Discounted Cash Flow Model, or popularly known as the DCF Model, is one of the more widely used equity valuation models in the investment industry. The underlying principle behind the DCF valuation model is that a business is worth the present value of its expected future cash flows.
Valuation is both an art and a science. The purpose of the template is to facilitate the user to consider multiple ways to value a business in order to triangulate a reasonable valuation. Don't know much about valuation? Don't worry, this template will guide you through all the factors to consider - just enter your assumptions into the yellow cells and the model will do the rest.
Outputs – contains a summary of valuation results including transaction/M&A (mergers and acquisitions) comparables, Listed company comparables, Net present value, Gordon’s growth model and Balance Sheet valuations.
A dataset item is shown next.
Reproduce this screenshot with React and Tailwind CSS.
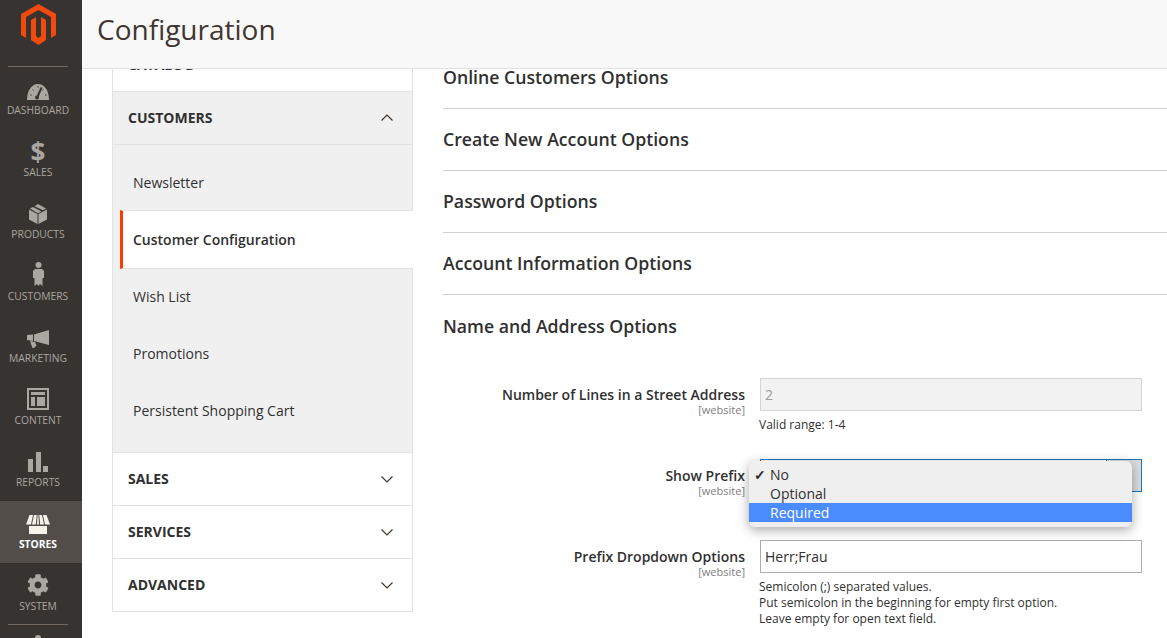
import { FaCog } from 'react-icons/fa';

const iconColor = '#aaa6a0';

function Logo() {
    return (
        <svg width="35" height="41" viewBox="0 0 35 41" fill="#f2490d">
            <path d="M17.5 0 35 10V31L30 34V13L17.5 6 5 13V34L0 31V10Z" />
            <path d="M10 16 15 13V32L17.5 34 20 32V13L25 16V36L17.5 41 10 36Z" />
        </svg>
    );
}

function GaugeIcon() {
    return (
        <svg width="22" height="16" viewBox="0 0 22 16">
            <path d="M0 16C0 6 5 0 11 0S22 6 22 16Z" fill={iconColor} />
            <path d="M10.2 13.5 14.5 3.5" stroke="#373330" strokeWidth="2" />
            <circle cx="10" cy="13.5" r="2" fill="#373330" />
            <path d="M3 11h1.5M5.5 5.5l1 1M11 2v1.5M18 11h1.5M16.5 5.5l-1 1" stroke="#373330" strokeWidth="1" />
        </svg>
    );
}

function BoxIcon() {
    return (
        <svg width="18" height="20" viewBox="0 0 18 20" fill={iconColor}>
            <path d="M0 5.5 8.5 10V20L0 15.5Z" />
            <path d="M18 5.5 9.5 10V20L18 15.5Z" />
            <path d="M1 4.5 4 3 12.5 7.5 9 9.2Z" />
            <path d="M5.5 2.2 9 0 17 4.5 14 6.3Z" />
        </svg>
    );
}

function PersonIcon() {
    return (
        <svg width="11" height="24" viewBox="0 0 11 24" fill={iconColor}>
            <circle cx="5.5" cy="3" r="3" />
            <path d="M2 7H9L11 9V16H9.5V24L7 22 5.5 24 4 22 1.5 24V16H0V9Z" />
        </svg>
    );
}

function MegaphoneIcon() {
    return (
        <svg width="22" height="18" viewBox="0 0 22 18" fill={iconColor}>
            <path d="M7 4.5 22 0V15L7 11Z" />
            <path d="M0 5 6 4.5V11L0 10Z" />
            <path d="M3 11 8 12 9.5 15.5 7 18H5.5Z" />
        </svg>
    );
}

function ContentIcon() {
    return (
        <svg width="22" height="22" viewBox="0 0 22 22" fill={iconColor}>
            <path d="M0 0H22V22H0ZM2 2V20H20V2Z" fillRule="evenodd" />
            <rect x="4" y="4" width="14" height="3" />
            <rect x="4" y="9" width="4" height="9" />
            <rect x="10" y="9" width="8" height="9" />
        </svg>
    );
}

function BarsIcon() {
    return (
        <svg width="20" height="20" viewBox="0 0 20 20" fill={iconColor}>
            <rect x="0" y="7" width="5" height="13" />
            <rect x="8" y="0" width="5" height="20" />
            <rect x="15" y="14" width="5" height="6" />
        </svg>
    );
}

function StoreIcon() {
    return (
        <svg width="24" height="19" viewBox="0 0 24 19" fill="#f7f3eb">
            <path d="M3 11H21V19H3Z" />
            <path d="M3.5 0H7L5 9.5H0Z" />
            <path d="M8 0H10.7L9.8 9.5H6Z" />
            <path d="M11.6 0H12.4L13 9.5H11Z" />
            <path d="M13.3 0H16L18 9.5H14.2Z" />
            <path d="M17 0H20.5L24 9.5H19Z" />
        </svg>
    );
}

function Chevron({ up }) {
    return (
        <svg
            width="12"
            height="7"
            viewBox="0 0 12 7"
            fill="none"
            stroke="#41362f"
            strokeWidth="1.2"
            className={up ? '' : 'translate-y-px'}
        >
            <path d={up ? 'M0.5 6.5 6 1 11.5 6.5' : 'M0.5 0.5 6 6 11.5 0.5'} />
        </svg>
    );
}

const navItems = [
    { label: 'Dashboard', icon: <GaugeIcon /> },
    { label: 'Sales', icon: <span className="text-[26px] leading-[20px] font-bold text-[#aaa6a0]">$</span> },
    { label: 'Products', icon: <BoxIcon /> },
    { label: 'Customers', icon: <PersonIcon /> },
    { label: 'Marketing', icon: <MegaphoneIcon /> },
    { label: 'Content', icon: <ContentIcon /> },
    { label: 'Reports', icon: <BarsIcon /> },
    { label: 'Stores', icon: <StoreIcon />, active: true },
    { label: 'System', icon: <FaCog size={22} color={iconColor} /> },
];

function Sidebar() {
    return (
        <aside className="w-[82px] shrink-0 h-full bg-[#373330] flex flex-col overflow-hidden">
            <div className="h-[67px] shrink-0 flex flex-col pr-[5px]">
                <div className="h-[66px] w-full pt-[4px] flex justify-center">
                    <Logo />
                </div>
                <div className="h-px w-[60px] ml-[8px] bg-[#736963]" />
            </div>
            {navItems.map(item => (
                <div
                    key={item.label}
                    className={`h-[62px] shrink-0 flex flex-col items-center pr-[6px] ${item.active ? 'bg-[#524d49] text-white font-bold' : 'text-[#aaa6a0]'}`}
                >
                    <div className="h-[36px] w-full flex items-end justify-center pb-[3px]">{item.icon}</div>
                    <span className="text-[10.3px] leading-[14px] uppercase">{item.label}</span>
                </div>
            ))}
            <div className="h-px w-[60px] ml-[8px] bg-[#736963] shrink-0 -mt-px" />
            <div className="h-[6px] w-[6px] ml-[35px] mt-[10px] rounded-full bg-[#aaa6a0] shrink-0" />
        </aside>
    );
}

function TabHeader({ label, open, className = '' }) {
    return (
        <div className={`h-[53px] flex items-center justify-between pl-[15px] pr-[19px] pb-[2px] border-b border-[#e3e3e3] ${className}`}>
            <span className="text-[14px] font-bold text-[#303030] uppercase">{label}</span>
            <Chevron up={open} />
        </div>
    );
}

function ConfigTabs() {
    const items = ['Newsletter', 'Customer Configuration', 'Wish List', 'Promotions', 'Persistent Shopping Cart'];

    return (
        <div className="w-[301px] shrink-0 -mt-[30px] border-x border-[#e3e3e3] self-start">
            <TabHeader label="Catalog" />
            <TabHeader label="Customers" open className="bg-[#f0f0f0]" />
            <div className="bg-[#f0f0f0] pt-[9px] pb-[13px] border-b border-[#e3e3e3]">
                {items.map(item => {
                    const active = item === 'Customer Configuration';
                    return (
                        <div
                            key={item}
                            className={
                                active
                                    ? 'h-[59px] -my-px relative ml-[7px] -mr-px flex items-center bg-white border-l-[3px] border-[#ff3c00] border-y border-y-[#e3e3e3] pl-[10px] text-[14px] font-semibold text-[#303030]'
                                    : 'h-[57px] flex items-center pl-[20px] text-[14px] text-[#303030]'
                            }
                        >
                            {item}
                        </div>
                    );
                })}
            </div>
            <TabHeader label="Sales" />
            <TabHeader label="Services" />
            <TabHeader label="Advanced" />
        </div>
    );
}

function FieldLabel({ children }) {
    return (
        <div className="w-[302px] shrink-0 text-right pt-[7px]">
            <div className="text-[14px] leading-[20px] font-semibold text-[#303030]">{children}</div>
            <div className="text-[11px] leading-[11px] -mt-px text-[#808080]">[website]</div>
        </div>
    );
}

function Help({ lines }) {
    return (
        <div className="mt-[6px] -ml-px text-[12px] leading-[16px] text-[#303030]">
            {lines.map(line => (
                <div key={line}>{line}</div>
            ))}
        </div>
    );
}

function PrefixSelect() {
    return (
        <div className="relative h-[33px] flex border border-[#1979c3] bg-white">
            <div className="flex-1" />
            <div className="w-[35px] border-l border-[#1979c3] bg-[#dcdcdc]" />
            <div className="absolute -left-[12px] top-[1px] w-[383px] h-[66px] pt-[4px] rounded-[6px] bg-[#efefef] shadow-[0_3px_12px_rgba(0,0,0,0.35)] text-[14px] leading-[19px] text-[#303030]">
                <div className="relative pl-[21px]">
                    <span className="absolute left-[5px] top-0 text-[14px] font-bold">✓</span>
                    No
                </div>
                <div className="pl-[21px]">Optional</div>
                <div className="pl-[21px] bg-[#4a8bff] text-white">Required</div>
            </div>
        </div>
    );
}

function ConfigForm() {
    const sections = ['Online Customers Options', 'Create New Account Options', 'Password Options', 'Account Information Options'];

    return (
        <div className="flex-1 -mt-[22px] ml-[30px]">
            {sections.map(title => (
                <div key={title} className="h-[62px] flex items-center border-b border-[#d1d1d1]">
                    <h2 className="text-[17.7px] font-semibold text-[#303030]">{title}</h2>
                </div>
            ))}
            <div className="h-[62px] flex items-center">
                <h2 className="text-[17.7px] font-semibold text-[#303030]">Name and Address Options</h2>
            </div>

            <div className="flex gap-[15px] mt-[21px]">
                <FieldLabel>Number of Lines in a Street Address</FieldLabel>
                <div className="w-[382px]">
                    <input
                        readOnly
                        value="2"
                        className="w-full h-[33px] px-[4px] border border-[#d4d4d4] bg-[#f2f2f2] text-[14px] text-[#999] outline-none"
                    />
                    <Help lines={['Valid range: 1-4']} />
                </div>
            </div>

            <div className="flex gap-[15px] mt-[26px]">
                <FieldLabel>Show Prefix</FieldLabel>
                <div className="w-[382px]">
                    <PrefixSelect />
                </div>
            </div>

            <div className="flex gap-[15px] mt-[44px]">
                <FieldLabel>Prefix Dropdown Options</FieldLabel>
                <div className="w-[382px]">
                    <input
                        readOnly
                        value="Herr;Frau"
                        className="w-full h-[33px] px-[4px] border border-[#adadad] bg-white text-[14px] text-[#303030] outline-none"
                    />
                    <Help
                        lines={[
                            'Semicolon (;) separated values.',
                            'Put semicolon in the beginning for empty first option.',
                            'Leave empty for open text field.',
                        ]}
                    />
                </div>
            </div>
        </div>
    );
}

export default function App() {
    return (
        <div className="h-[638px] w-[1167px] flex overflow-hidden bg-white font-['Open_Sans',sans-serif]">
            <Sidebar />
            <div className="flex-1 flex flex-col min-w-0">
                <header className="relative z-10 h-[69px] shrink-0 bg-[#f8f8f8] border-b border-[#e3e3e3] pl-[15px] pt-[9px]">
                    <h1 className="text-[28px] leading-[40px] text-[#41362f]">Configuration</h1>
                </header>
                <main className="flex-1 flex min-h-0 pl-[30px]">
                    <ConfigTabs />
                    <ConfigForm />
                </main>
            </div>
        </div>
    );
}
Valuations consider both historical and forecast data as well as demonstrating the valuation in using both annual or monthly data. Also contains a summary of average assumptions for each valuation type. There is also an output that triangulates an average of all methodologies used.
Assumptions – In general settings set up the valuation template by entering the name, units, model timeline start date and forecast date. Tick the boxes to determine which valuation methodologies to consider. We recommend using as many as possible. In 1.2 enter your P&L and Balance Sheet data. You can select to enter both historical and forecast data, and also choose to enter data annually, monthly, or both (as determined by your settings in 1.1). 1.3 enter your comparable transaction data that relates to the company you’re valuing. 1.4 enter your comparable listed company data. We also recommend applying a liquidity discount as your company will likely be privately owned.